▶ _WHAT THE TASK ASKS_
Copy all lines below containing "this".

▶ _RECORDS_
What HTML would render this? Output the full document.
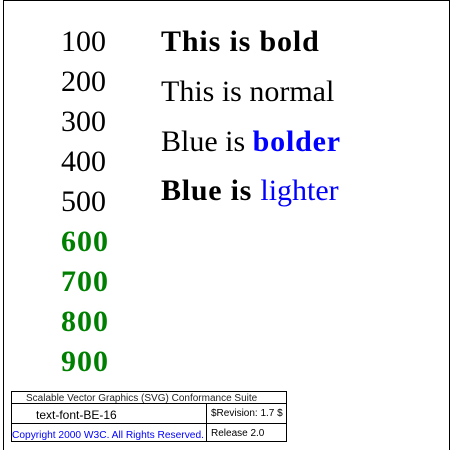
* * *
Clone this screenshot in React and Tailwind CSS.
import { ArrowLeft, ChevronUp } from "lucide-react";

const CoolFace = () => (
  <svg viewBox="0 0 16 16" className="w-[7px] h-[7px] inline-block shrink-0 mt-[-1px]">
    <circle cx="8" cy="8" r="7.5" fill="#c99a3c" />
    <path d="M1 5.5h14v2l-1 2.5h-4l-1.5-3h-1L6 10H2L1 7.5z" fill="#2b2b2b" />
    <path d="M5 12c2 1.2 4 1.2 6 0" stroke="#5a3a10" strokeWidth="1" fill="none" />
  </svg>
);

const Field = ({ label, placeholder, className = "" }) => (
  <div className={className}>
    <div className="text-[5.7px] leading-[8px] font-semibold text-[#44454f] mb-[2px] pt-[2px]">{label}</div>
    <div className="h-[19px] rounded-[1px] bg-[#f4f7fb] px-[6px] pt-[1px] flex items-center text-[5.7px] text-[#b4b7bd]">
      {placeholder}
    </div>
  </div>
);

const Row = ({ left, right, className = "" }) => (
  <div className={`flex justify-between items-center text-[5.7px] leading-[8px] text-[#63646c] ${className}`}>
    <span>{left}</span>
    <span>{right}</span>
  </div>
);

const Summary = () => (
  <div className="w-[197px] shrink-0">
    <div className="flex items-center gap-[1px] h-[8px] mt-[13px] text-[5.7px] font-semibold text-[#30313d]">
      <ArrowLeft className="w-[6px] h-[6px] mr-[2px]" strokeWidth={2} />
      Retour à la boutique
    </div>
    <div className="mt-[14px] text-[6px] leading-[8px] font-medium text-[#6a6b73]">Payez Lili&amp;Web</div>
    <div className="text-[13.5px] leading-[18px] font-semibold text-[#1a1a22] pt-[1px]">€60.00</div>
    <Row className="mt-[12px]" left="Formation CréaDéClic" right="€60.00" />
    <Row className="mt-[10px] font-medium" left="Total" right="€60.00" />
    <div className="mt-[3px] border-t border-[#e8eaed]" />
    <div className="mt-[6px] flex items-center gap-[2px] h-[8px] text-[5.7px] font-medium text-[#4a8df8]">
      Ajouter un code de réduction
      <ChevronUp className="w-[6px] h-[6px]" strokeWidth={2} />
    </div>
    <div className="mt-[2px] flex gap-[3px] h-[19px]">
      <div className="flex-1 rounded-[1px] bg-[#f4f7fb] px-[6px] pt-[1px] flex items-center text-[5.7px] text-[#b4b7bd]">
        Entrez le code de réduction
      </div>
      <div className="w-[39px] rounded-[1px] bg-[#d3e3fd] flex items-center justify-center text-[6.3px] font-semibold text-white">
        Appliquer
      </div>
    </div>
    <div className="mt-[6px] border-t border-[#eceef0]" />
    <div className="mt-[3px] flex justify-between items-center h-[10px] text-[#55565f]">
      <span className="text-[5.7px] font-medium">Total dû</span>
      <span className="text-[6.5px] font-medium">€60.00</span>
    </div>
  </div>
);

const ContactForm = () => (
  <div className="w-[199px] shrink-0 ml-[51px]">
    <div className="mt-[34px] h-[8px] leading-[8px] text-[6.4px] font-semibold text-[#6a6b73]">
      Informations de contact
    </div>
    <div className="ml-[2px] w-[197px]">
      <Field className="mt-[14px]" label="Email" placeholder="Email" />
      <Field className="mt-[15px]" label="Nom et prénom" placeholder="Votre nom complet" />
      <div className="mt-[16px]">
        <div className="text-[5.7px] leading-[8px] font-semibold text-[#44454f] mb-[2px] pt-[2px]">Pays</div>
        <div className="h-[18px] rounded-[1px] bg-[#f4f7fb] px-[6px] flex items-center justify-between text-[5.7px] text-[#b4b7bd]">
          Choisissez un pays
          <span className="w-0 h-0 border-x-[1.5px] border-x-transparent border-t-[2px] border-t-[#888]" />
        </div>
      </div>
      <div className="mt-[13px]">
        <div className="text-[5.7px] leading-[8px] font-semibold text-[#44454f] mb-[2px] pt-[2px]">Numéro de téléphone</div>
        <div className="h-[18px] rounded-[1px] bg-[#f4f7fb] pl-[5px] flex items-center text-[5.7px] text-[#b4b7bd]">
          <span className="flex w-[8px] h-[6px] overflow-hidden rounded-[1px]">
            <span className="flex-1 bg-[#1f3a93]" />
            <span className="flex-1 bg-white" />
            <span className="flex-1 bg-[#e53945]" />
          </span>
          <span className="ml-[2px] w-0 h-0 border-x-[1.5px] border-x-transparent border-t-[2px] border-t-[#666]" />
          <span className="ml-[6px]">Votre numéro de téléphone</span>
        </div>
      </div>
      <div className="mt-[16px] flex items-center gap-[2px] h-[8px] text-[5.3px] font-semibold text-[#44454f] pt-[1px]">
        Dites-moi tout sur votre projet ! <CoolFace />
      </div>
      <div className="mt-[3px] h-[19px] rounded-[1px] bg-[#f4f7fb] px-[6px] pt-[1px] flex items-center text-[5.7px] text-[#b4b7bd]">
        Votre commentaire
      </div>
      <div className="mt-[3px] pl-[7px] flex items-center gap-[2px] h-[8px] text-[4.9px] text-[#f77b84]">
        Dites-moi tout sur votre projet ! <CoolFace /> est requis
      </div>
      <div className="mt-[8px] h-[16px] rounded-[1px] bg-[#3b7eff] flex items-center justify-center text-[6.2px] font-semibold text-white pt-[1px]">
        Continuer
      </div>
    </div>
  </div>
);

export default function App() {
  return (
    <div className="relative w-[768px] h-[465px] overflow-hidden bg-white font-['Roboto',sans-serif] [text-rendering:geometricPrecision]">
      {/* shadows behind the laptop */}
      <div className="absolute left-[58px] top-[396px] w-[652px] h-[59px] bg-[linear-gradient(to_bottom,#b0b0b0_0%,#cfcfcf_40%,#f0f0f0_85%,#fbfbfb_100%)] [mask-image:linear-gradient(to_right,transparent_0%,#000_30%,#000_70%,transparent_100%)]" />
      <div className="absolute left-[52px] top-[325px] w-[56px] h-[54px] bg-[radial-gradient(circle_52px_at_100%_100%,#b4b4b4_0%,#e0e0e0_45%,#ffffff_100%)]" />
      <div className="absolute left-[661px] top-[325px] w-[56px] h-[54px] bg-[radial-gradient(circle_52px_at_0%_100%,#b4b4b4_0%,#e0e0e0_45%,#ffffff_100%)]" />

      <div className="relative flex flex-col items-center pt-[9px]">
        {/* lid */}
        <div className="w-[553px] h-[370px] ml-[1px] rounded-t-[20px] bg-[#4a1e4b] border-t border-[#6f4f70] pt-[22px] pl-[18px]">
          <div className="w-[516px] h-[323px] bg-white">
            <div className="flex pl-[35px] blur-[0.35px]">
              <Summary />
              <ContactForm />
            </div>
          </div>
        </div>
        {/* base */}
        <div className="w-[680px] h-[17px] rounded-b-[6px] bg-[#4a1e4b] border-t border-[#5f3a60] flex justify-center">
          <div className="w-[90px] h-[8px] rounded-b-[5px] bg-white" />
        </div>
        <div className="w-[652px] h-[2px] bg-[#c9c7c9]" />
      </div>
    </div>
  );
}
* * *
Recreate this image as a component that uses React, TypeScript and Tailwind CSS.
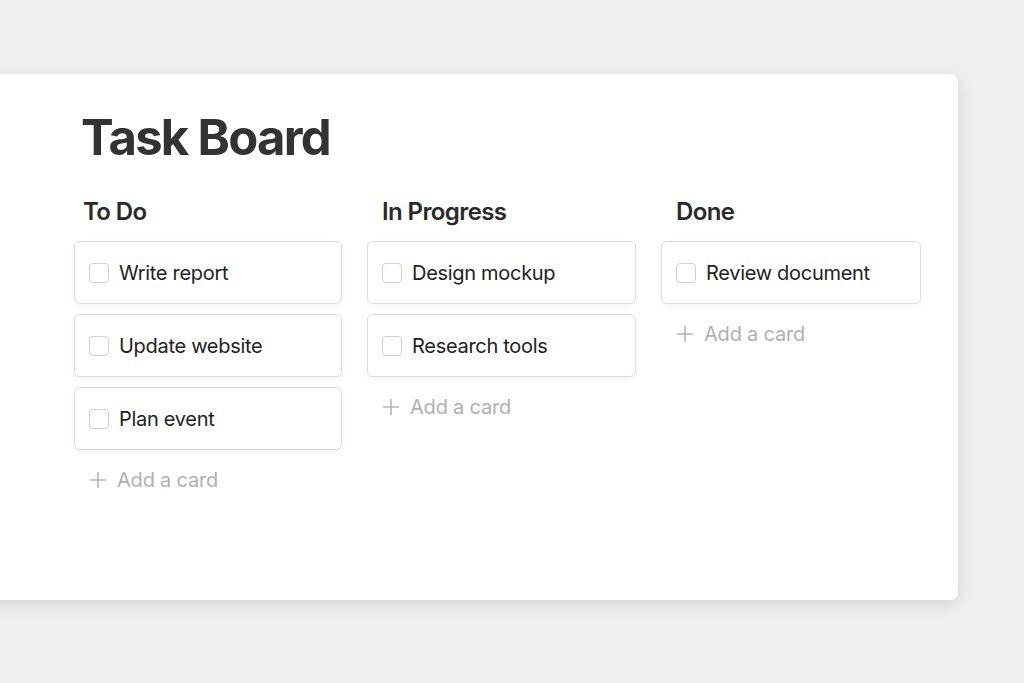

▶ _TASK RESPONSE_
What HTML would render this? Output the full document.
Clone this screenshot in React and Tailwind CSS.
Recreate this image as a component that uses React, TypeScript and Tailwind CSS.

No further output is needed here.